> _MATERIAL_:
------------------------------------------------------------------------

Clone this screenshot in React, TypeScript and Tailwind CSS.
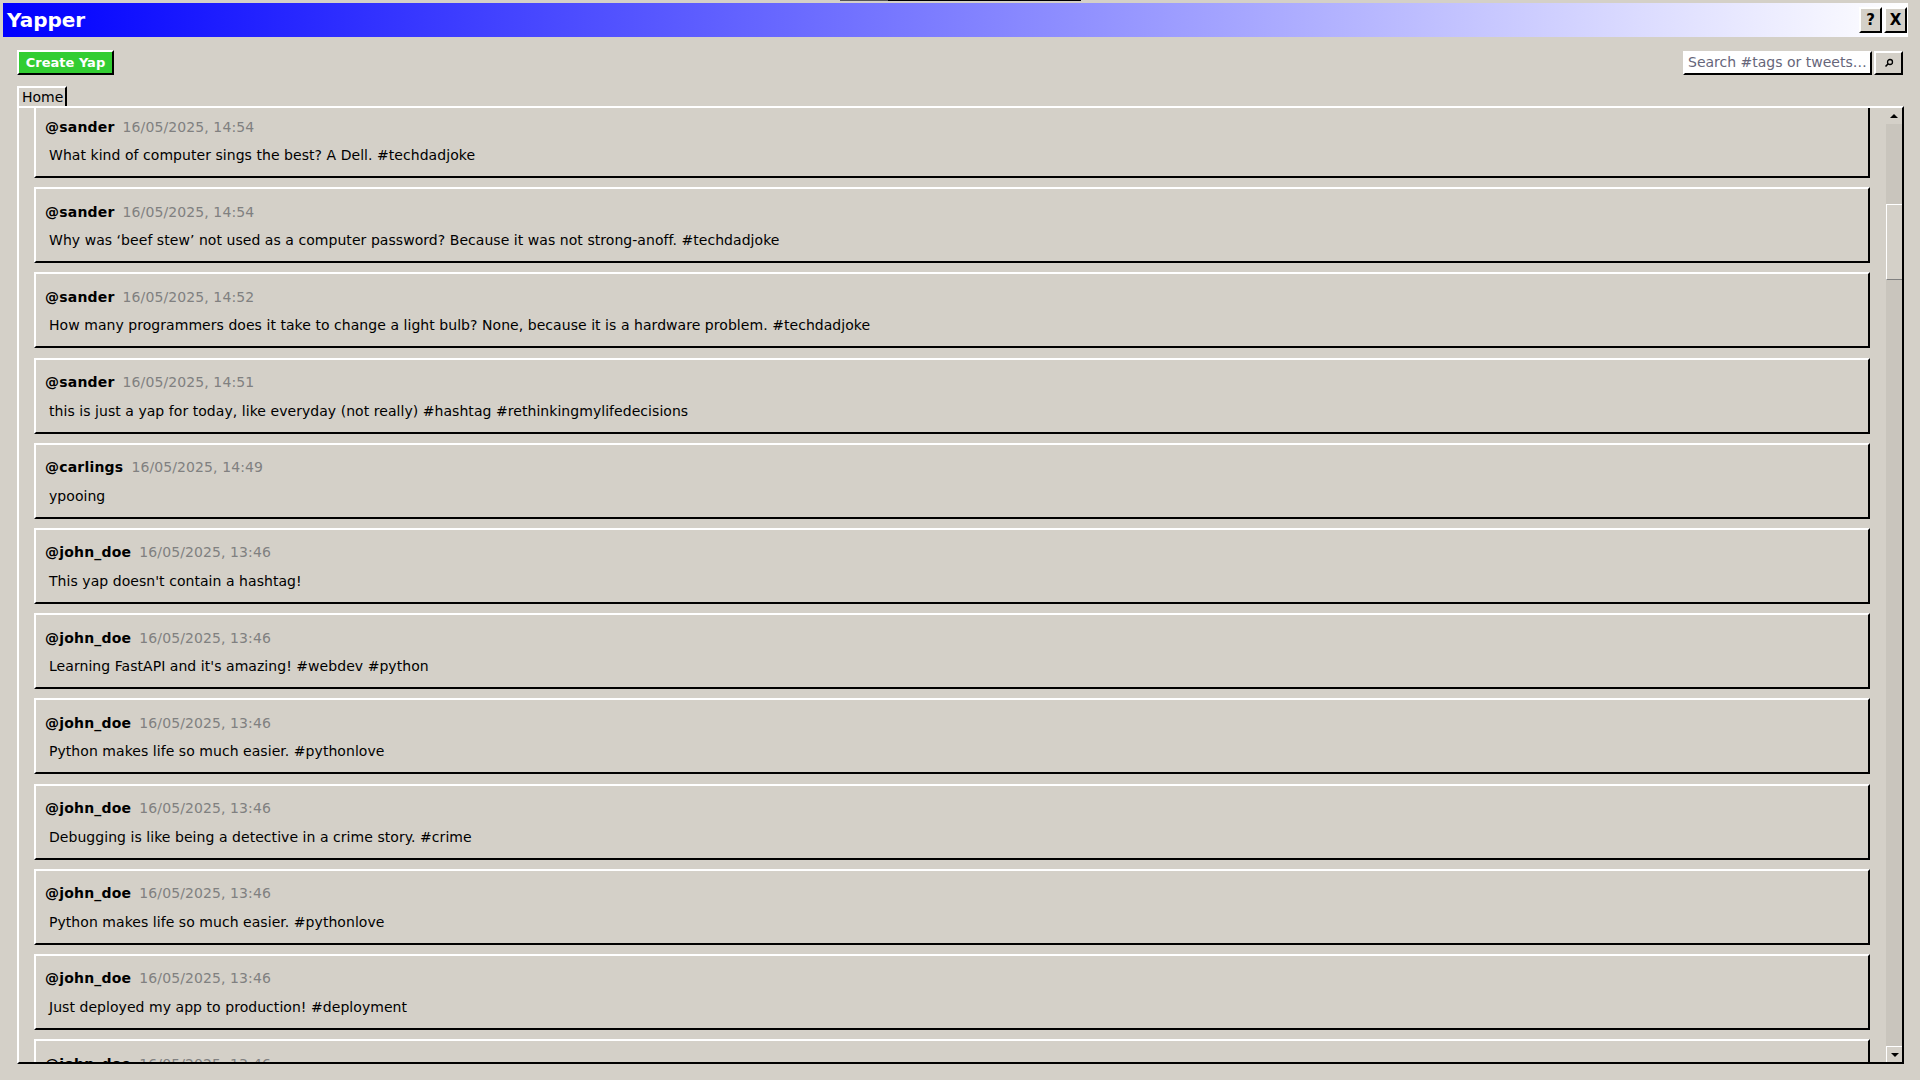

------------------------------------------------------------------------

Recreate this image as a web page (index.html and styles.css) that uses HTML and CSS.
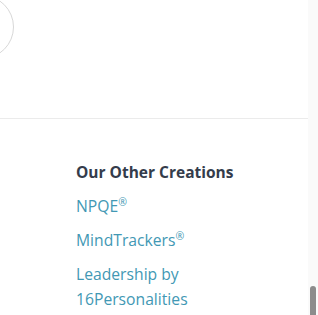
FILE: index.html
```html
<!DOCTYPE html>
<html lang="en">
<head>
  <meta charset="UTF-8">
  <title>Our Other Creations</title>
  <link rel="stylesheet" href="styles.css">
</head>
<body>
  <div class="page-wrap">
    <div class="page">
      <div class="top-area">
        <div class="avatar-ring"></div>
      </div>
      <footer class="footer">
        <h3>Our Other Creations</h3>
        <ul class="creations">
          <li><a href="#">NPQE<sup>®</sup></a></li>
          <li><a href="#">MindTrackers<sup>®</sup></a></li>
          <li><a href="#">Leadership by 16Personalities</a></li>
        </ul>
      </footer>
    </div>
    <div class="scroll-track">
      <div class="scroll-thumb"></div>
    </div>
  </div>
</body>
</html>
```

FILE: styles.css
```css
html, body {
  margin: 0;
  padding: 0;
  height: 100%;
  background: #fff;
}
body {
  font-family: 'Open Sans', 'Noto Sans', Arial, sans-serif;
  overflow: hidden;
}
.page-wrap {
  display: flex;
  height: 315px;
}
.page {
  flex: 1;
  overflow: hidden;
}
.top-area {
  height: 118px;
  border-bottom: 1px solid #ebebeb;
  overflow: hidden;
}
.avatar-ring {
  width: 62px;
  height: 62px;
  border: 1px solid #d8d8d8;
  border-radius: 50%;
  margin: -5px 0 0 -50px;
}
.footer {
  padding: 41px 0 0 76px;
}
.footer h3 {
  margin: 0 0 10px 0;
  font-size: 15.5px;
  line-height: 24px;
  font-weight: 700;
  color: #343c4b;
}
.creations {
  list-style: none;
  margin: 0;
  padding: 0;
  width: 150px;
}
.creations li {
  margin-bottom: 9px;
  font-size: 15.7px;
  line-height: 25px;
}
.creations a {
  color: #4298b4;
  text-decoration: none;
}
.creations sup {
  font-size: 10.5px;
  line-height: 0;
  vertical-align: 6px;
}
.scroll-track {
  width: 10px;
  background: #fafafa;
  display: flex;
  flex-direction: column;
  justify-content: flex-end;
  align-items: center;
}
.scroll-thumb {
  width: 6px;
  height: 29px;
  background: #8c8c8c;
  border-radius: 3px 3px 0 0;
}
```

------------------------------------------------------------------------

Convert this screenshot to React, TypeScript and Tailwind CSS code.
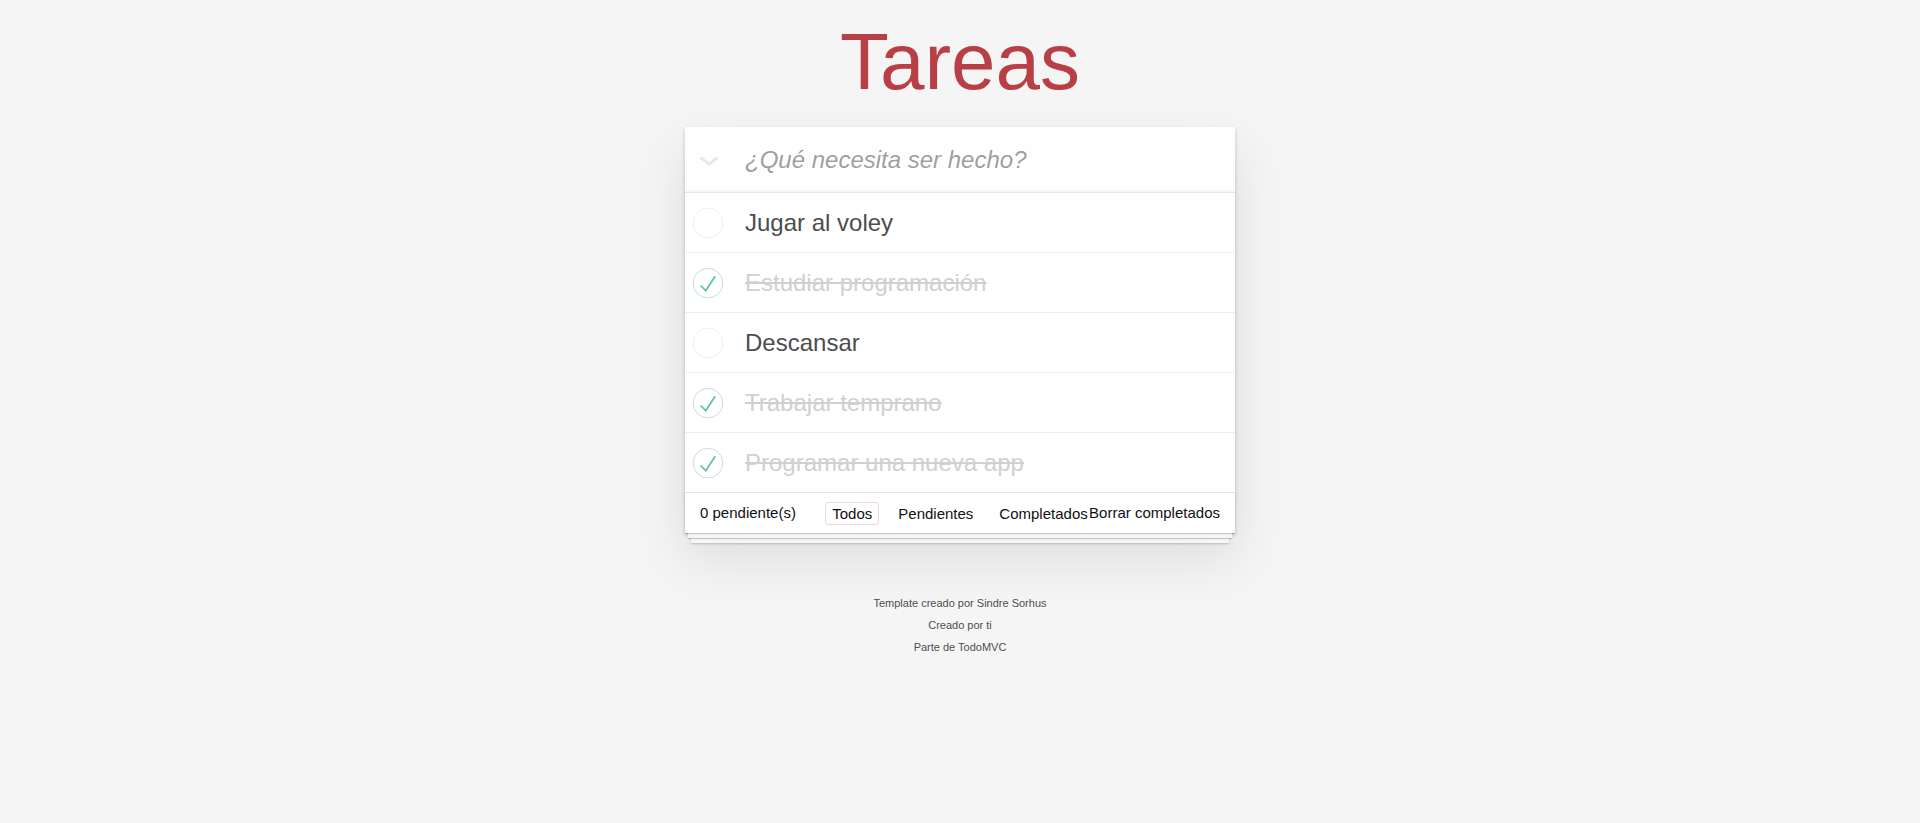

------------------------------------------------------------------------

> _PROMPT_: Locate all lines in the listing above with the word "index" and copy them.

> _ANSWER TO THIS EXERCISE_:
Recreate this image as a web page (index.html and styles.css) that uses HTML and CSS.
FILE: index.html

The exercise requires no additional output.